=== Directive ===
Quote the whole listing word for word, please.

=== Source data ===
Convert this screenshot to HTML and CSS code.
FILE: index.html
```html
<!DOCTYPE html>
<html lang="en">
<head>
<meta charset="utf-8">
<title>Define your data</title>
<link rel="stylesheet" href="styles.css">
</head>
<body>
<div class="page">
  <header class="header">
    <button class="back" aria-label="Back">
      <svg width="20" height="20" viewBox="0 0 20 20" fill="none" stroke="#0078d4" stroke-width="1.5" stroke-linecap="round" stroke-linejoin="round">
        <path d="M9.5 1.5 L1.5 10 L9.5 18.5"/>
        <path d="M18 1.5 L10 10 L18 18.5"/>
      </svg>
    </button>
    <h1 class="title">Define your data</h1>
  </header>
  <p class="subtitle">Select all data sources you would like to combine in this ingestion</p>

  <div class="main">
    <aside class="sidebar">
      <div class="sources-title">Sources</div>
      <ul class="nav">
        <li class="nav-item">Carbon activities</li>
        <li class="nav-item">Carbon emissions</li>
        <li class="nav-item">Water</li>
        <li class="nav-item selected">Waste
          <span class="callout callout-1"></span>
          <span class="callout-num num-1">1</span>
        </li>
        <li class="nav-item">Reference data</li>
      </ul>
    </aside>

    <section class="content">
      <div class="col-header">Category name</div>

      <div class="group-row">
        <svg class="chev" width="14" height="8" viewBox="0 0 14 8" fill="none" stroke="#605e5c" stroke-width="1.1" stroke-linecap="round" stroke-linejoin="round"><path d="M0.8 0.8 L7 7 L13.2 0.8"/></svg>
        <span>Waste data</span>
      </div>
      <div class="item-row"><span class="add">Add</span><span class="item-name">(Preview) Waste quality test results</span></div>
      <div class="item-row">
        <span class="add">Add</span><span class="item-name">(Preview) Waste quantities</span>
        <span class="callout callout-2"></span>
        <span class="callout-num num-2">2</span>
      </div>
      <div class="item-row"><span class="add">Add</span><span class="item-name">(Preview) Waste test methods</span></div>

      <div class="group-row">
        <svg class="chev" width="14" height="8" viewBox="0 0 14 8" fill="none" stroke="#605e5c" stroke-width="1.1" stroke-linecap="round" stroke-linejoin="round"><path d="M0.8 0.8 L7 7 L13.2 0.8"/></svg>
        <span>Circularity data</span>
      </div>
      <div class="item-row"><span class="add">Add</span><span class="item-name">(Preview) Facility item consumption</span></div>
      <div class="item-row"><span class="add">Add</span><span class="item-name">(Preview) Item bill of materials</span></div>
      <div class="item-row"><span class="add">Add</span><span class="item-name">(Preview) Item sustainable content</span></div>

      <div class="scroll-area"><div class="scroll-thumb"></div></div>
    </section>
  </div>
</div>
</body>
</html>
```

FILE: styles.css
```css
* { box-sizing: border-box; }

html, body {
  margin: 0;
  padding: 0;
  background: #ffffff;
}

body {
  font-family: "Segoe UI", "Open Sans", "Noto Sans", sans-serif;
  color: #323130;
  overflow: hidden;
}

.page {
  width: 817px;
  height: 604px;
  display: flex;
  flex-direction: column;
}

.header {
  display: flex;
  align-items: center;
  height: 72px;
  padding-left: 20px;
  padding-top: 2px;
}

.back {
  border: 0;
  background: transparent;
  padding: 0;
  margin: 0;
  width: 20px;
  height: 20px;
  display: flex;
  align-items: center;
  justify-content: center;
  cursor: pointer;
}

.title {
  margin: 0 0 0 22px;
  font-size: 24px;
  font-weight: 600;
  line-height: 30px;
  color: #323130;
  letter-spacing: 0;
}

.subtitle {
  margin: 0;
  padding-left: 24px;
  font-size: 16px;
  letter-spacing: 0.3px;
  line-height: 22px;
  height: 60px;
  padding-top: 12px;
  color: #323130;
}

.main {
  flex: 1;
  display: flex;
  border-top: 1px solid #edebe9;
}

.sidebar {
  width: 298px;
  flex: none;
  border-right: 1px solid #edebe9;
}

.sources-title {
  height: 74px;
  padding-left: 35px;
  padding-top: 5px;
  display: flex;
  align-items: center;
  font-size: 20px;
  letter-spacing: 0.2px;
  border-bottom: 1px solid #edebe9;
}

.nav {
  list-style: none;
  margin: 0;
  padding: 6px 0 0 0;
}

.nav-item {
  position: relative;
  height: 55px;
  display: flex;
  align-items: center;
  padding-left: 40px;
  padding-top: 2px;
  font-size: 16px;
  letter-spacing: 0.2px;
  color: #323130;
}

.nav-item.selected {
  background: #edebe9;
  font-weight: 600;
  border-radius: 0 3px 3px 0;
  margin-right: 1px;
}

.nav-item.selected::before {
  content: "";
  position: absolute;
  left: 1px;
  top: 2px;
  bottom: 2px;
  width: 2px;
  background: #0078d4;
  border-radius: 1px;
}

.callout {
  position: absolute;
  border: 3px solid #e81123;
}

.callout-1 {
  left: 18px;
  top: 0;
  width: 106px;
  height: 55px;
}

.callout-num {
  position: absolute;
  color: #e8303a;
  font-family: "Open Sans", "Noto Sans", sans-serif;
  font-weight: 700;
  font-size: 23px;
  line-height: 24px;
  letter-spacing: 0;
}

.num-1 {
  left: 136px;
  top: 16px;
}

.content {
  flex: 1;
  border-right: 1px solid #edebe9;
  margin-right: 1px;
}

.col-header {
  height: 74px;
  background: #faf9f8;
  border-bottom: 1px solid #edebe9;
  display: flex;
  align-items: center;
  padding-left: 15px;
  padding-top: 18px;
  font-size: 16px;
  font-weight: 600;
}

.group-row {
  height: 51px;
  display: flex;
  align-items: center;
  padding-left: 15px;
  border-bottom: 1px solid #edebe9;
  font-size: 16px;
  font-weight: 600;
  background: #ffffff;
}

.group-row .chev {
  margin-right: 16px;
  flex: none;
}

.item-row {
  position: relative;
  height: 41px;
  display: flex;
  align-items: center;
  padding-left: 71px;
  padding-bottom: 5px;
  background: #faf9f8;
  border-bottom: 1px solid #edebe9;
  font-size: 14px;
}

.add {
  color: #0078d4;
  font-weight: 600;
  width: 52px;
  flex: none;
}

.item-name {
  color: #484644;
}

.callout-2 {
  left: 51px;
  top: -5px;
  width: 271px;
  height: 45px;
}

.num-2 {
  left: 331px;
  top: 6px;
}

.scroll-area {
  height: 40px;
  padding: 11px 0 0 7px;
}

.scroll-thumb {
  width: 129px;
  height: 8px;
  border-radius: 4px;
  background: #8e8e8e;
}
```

=== The response ===
Convert this screenshot to HTML and CSS code.
FILE: index.html
```html
<!DOCTYPE html>
<html lang="en">
<head>
<meta charset="utf-8">
<title>Define your data</title>
<link rel="stylesheet" href="styles.css">
</head>
<body>
<div class="page">
  <header class="header">
    <button class="back" aria-label="Back">
      <svg width="20" height="20" viewBox="0 0 20 20" fill="none" stroke="#0078d4" stroke-width="1.5" stroke-linecap="round" stroke-linejoin="round">
        <path d="M9.5 1.5 L1.5 10 L9.5 18.5"/>
        <path d="M18 1.5 L10 10 L18 18.5"/>
      </svg>
    </button>
    <h1 class="title">Define your data</h1>
  </header>
  <p class="subtitle">Select all data sources you would like to combine in this ingestion</p>

  <div class="main">
    <aside class="sidebar">
      <div class="sources-title">Sources</div>
      <ul class="nav">
        <li class="nav-item">Carbon activities</li>
        <li class="nav-item">Carbon emissions</li>
        <li class="nav-item">Water</li>
        <li class="nav-item selected">Waste
          <span class="callout callout-1"></span>
          <span class="callout-num num-1">1</span>
        </li>
        <li class="nav-item">Reference data</li>
      </ul>
    </aside>

    <section class="content">
      <div class="col-header">Category name</div>

      <div class="group-row">
        <svg class="chev" width="14" height="8" viewBox="0 0 14 8" fill="none" stroke="#605e5c" stroke-width="1.1" stroke-linecap="round" stroke-linejoin="round"><path d="M0.8 0.8 L7 7 L13.2 0.8"/></svg>
        <span>Waste data</span>
      </div>
      <div class="item-row"><span class="add">Add</span><span class="item-name">(Preview) Waste quality test results</span></div>
      <div class="item-row">
        <span class="add">Add</span><span class="item-name">(Preview) Waste quantities</span>
        <span class="callout callout-2"></span>
        <span class="callout-num num-2">2</span>
      </div>
      <div class="item-row"><span class="add">Add</span><span class="item-name">(Preview) Waste test methods</span></div>

      <div class="group-row">
        <svg class="chev" width="14" height="8" viewBox="0 0 14 8" fill="none" stroke="#605e5c" stroke-width="1.1" stroke-linecap="round" stroke-linejoin="round"><path d="M0.8 0.8 L7 7 L13.2 0.8"/></svg>
        <span>Circularity data</span>
      </div>
      <div class="item-row"><span class="add">Add</span><span class="item-name">(Preview) Facility item consumption</span></div>
      <div class="item-row"><span class="add">Add</span><span class="item-name">(Preview) Item bill of materials</span></div>
      <div class="item-row"><span class="add">Add</span><span class="item-name">(Preview) Item sustainable content</span></div>

      <div class="scroll-area"><div class="scroll-thumb"></div></div>
    </section>
  </div>
</div>
</body>
</html>
```

FILE: styles.css
```css
* { box-sizing: border-box; }

html, body {
  margin: 0;
  padding: 0;
  background: #ffffff;
}

body {
  font-family: "Segoe UI", "Open Sans", "Noto Sans", sans-serif;
  color: #323130;
  overflow: hidden;
}

.page {
  width: 817px;
  height: 604px;
  display: flex;
  flex-direction: column;
}

.header {
  display: flex;
  align-items: center;
  height: 72px;
  padding-left: 20px;
  padding-top: 2px;
}

.back {
  border: 0;
  background: transparent;
  padding: 0;
  margin: 0;
  width: 20px;
  height: 20px;
  display: flex;
  align-items: center;
  justify-content: center;
  cursor: pointer;
}

.title {
  margin: 0 0 0 22px;
  font-size: 24px;
  font-weight: 600;
  line-height: 30px;
  color: #323130;
  letter-spacing: 0;
}

.subtitle {
  margin: 0;
  padding-left: 24px;
  font-size: 16px;
  letter-spacing: 0.3px;
  line-height: 22px;
  height: 60px;
  padding-top: 12px;
  color: #323130;
}

.main {
  flex: 1;
  display: flex;
  border-top: 1px solid #edebe9;
}

.sidebar {
  width: 298px;
  flex: none;
  border-right: 1px solid #edebe9;
}

.sources-title {
  height: 74px;
  padding-left: 35px;
  padding-top: 5px;
  display: flex;
  align-items: center;
  font-size: 20px;
  letter-spacing: 0.2px;
  border-bottom: 1px solid #edebe9;
}

.nav {
  list-style: none;
  margin: 0;
  padding: 6px 0 0 0;
}

.nav-item {
  position: relative;
  height: 55px;
  display: flex;
  align-items: center;
  padding-left: 40px;
  padding-top: 2px;
  font-size: 16px;
  letter-spacing: 0.2px;
  color: #323130;
}

.nav-item.selected {
  background: #edebe9;
  font-weight: 600;
  border-radius: 0 3px 3px 0;
  margin-right: 1px;
}

.nav-item.selected::before {
  content: "";
  position: absolute;
  left: 1px;
  top: 2px;
  bottom: 2px;
  width: 2px;
  background: #0078d4;
  border-radius: 1px;
}

.callout {
  position: absolute;
  border: 3px solid #e81123;
}

.callout-1 {
  left: 18px;
  top: 0;
  width: 106px;
  height: 55px;
}

.callout-num {
  position: absolute;
  color: #e8303a;
  font-family: "Open Sans", "Noto Sans", sans-serif;
  font-weight: 700;
  font-size: 23px;
  line-height: 24px;
  letter-spacing: 0;
}

.num-1 {
  left: 136px;
  top: 16px;
}

.content {
  flex: 1;
  border-right: 1px solid #edebe9;
  margin-right: 1px;
}

.col-header {
  height: 74px;
  background: #faf9f8;
  border-bottom: 1px solid #edebe9;
  display: flex;
  align-items: center;
  padding-left: 15px;
  padding-top: 18px;
  font-size: 16px;
  font-weight: 600;
}

.group-row {
  height: 51px;
  display: flex;
  align-items: center;
  padding-left: 15px;
  border-bottom: 1px solid #edebe9;
  font-size: 16px;
  font-weight: 600;
  background: #ffffff;
}

.group-row .chev {
  margin-right: 16px;
  flex: none;
}

.item-row {
  position: relative;
  height: 41px;
  display: flex;
  align-items: center;
  padding-left: 71px;
  padding-bottom: 5px;
  background: #faf9f8;
  border-bottom: 1px solid #edebe9;
  font-size: 14px;
}

.add {
  color: #0078d4;
  font-weight: 600;
  width: 52px;
  flex: none;
}

.item-name {
  color: #484644;
}

.callout-2 {
  left: 51px;
  top: -5px;
  width: 271px;
  height: 45px;
}

.num-2 {
  left: 331px;
  top: 6px;
}

.scroll-area {
  height: 40px;
  padding: 11px 0 0 7px;
}

.scroll-thumb {
  width: 129px;
  height: 8px;
  border-radius: 4px;
  background: #8e8e8e;
}
```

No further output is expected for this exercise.